What needs to be done: State the number of lines below in which the word "index" appears. Nothing else belongs in the answer.

## Begin Material provided

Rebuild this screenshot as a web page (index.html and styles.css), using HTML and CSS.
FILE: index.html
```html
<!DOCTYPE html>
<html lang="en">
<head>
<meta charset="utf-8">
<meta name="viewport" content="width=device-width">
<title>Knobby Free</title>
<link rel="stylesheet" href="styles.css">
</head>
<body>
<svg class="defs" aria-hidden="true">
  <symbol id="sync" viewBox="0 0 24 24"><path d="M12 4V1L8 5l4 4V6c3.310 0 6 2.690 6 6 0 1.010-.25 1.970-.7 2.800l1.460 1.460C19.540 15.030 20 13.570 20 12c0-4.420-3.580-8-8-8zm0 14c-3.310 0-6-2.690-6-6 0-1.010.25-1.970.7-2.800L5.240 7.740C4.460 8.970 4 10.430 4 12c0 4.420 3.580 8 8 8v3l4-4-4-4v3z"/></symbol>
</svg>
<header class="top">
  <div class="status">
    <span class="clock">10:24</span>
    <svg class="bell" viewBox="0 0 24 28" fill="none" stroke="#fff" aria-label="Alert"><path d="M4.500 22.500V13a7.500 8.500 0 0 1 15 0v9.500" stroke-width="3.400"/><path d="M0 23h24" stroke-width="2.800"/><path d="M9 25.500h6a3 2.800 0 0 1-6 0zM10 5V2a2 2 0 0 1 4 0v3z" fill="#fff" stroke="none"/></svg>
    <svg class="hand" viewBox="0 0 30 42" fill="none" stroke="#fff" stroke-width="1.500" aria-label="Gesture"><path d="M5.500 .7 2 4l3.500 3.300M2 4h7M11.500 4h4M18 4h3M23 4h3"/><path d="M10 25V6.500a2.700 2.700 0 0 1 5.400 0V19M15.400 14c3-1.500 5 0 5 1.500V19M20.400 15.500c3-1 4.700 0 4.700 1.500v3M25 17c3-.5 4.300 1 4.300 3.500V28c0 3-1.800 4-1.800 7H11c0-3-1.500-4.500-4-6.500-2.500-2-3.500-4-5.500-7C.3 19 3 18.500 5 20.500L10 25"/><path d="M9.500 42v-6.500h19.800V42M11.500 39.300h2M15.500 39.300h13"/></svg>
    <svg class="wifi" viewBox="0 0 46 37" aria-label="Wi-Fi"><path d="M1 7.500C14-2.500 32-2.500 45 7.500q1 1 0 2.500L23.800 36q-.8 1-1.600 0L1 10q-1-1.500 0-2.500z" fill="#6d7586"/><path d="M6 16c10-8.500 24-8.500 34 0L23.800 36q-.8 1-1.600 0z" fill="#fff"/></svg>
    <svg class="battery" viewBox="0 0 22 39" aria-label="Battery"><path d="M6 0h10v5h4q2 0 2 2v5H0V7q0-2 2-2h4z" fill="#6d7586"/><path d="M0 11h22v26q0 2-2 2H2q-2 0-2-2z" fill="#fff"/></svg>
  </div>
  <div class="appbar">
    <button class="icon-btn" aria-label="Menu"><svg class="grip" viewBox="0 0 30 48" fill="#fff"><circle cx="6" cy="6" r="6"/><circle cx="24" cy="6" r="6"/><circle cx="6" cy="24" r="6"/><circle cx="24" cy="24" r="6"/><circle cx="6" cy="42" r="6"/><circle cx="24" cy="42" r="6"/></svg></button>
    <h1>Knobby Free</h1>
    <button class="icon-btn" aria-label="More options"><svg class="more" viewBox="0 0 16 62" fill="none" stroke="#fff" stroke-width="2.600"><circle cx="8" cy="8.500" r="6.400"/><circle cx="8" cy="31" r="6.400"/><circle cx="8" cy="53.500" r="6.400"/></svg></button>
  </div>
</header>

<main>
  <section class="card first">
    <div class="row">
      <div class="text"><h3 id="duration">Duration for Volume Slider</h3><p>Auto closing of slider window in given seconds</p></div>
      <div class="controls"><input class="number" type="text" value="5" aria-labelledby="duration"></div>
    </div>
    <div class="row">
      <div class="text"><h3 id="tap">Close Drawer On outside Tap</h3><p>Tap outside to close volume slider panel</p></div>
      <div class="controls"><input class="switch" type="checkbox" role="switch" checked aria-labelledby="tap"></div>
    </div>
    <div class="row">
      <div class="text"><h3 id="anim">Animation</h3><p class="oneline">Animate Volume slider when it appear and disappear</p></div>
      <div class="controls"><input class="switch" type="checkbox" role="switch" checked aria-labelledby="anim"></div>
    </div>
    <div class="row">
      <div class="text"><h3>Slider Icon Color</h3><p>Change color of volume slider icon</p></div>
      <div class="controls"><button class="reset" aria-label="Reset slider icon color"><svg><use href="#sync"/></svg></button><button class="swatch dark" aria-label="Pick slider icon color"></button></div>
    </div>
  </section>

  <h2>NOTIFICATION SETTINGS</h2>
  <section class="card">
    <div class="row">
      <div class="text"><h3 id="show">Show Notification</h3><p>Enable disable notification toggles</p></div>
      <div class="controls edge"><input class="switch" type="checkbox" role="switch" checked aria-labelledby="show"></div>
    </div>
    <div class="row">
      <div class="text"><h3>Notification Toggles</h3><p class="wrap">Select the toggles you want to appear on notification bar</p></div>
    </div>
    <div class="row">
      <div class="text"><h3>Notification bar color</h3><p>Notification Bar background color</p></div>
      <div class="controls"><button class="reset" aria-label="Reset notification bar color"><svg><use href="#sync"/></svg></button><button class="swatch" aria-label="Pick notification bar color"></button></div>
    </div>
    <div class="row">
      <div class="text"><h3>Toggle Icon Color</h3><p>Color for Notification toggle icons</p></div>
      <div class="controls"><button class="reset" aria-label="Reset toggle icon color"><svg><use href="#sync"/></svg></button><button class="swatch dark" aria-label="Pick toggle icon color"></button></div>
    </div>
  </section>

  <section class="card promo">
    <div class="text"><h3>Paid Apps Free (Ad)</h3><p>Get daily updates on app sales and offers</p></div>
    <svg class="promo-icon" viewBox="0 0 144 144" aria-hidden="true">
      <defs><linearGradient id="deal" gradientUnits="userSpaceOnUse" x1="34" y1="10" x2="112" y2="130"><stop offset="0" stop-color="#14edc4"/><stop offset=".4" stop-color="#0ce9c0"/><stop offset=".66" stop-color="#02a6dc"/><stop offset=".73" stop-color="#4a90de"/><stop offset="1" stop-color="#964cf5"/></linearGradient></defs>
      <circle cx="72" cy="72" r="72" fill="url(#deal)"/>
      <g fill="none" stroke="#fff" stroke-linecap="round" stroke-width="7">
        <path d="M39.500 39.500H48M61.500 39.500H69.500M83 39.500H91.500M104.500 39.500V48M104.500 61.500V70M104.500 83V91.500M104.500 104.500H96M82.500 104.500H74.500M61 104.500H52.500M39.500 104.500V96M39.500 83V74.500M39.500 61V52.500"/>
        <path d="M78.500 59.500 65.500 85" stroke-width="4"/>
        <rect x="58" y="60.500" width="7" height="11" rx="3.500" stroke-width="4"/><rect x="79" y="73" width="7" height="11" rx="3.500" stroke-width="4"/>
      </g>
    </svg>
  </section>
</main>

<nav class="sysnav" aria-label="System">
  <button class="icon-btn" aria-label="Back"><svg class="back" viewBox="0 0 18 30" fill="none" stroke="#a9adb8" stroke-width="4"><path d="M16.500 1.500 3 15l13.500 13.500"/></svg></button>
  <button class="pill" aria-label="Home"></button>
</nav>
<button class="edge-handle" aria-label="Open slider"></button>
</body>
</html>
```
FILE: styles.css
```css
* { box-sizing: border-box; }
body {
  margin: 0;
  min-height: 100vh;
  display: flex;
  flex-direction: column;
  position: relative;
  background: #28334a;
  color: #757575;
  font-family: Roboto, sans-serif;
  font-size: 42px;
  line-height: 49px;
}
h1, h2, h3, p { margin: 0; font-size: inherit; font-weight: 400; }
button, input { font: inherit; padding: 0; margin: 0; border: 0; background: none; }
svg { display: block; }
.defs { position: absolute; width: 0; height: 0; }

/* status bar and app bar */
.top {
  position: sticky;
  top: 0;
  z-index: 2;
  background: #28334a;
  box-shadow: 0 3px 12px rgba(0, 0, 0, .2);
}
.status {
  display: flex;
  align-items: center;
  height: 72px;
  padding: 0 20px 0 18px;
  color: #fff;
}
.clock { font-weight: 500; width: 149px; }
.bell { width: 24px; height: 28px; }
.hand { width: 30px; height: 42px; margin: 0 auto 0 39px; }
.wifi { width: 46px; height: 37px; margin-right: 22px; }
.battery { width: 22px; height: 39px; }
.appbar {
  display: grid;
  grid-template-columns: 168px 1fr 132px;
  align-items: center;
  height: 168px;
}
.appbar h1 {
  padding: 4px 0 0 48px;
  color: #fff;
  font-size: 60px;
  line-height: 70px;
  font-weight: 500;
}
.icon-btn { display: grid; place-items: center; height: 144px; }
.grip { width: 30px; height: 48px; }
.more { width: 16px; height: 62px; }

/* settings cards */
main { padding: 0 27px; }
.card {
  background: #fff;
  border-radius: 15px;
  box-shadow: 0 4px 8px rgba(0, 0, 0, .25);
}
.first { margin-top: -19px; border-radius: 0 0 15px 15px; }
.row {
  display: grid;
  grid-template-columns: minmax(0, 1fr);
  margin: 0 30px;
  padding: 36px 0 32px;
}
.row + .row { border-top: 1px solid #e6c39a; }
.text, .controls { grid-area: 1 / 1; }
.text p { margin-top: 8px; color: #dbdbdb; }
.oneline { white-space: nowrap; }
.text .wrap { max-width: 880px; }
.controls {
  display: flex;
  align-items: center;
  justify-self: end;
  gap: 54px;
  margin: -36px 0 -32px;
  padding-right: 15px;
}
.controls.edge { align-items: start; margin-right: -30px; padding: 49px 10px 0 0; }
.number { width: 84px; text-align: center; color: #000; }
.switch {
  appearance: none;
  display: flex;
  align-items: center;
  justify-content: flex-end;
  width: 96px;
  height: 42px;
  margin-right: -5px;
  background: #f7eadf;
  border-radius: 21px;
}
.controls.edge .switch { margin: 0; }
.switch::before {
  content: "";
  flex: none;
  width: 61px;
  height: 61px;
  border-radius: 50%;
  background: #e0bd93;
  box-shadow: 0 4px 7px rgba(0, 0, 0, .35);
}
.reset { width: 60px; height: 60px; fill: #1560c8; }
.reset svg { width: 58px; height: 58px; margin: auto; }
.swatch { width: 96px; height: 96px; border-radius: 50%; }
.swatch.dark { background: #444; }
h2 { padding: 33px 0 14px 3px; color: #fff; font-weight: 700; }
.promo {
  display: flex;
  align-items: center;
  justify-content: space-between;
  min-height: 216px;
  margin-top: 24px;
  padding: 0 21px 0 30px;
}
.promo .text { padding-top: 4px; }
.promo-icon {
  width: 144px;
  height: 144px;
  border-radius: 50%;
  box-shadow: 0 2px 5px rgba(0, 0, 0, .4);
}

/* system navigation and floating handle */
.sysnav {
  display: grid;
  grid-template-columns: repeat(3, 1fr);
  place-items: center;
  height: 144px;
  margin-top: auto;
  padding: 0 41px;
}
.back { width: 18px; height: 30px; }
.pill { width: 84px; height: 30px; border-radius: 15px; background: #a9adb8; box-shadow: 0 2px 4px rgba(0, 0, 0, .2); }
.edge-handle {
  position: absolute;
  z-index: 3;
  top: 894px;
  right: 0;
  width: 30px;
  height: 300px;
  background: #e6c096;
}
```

## End Material provided

Response to this exercise: 4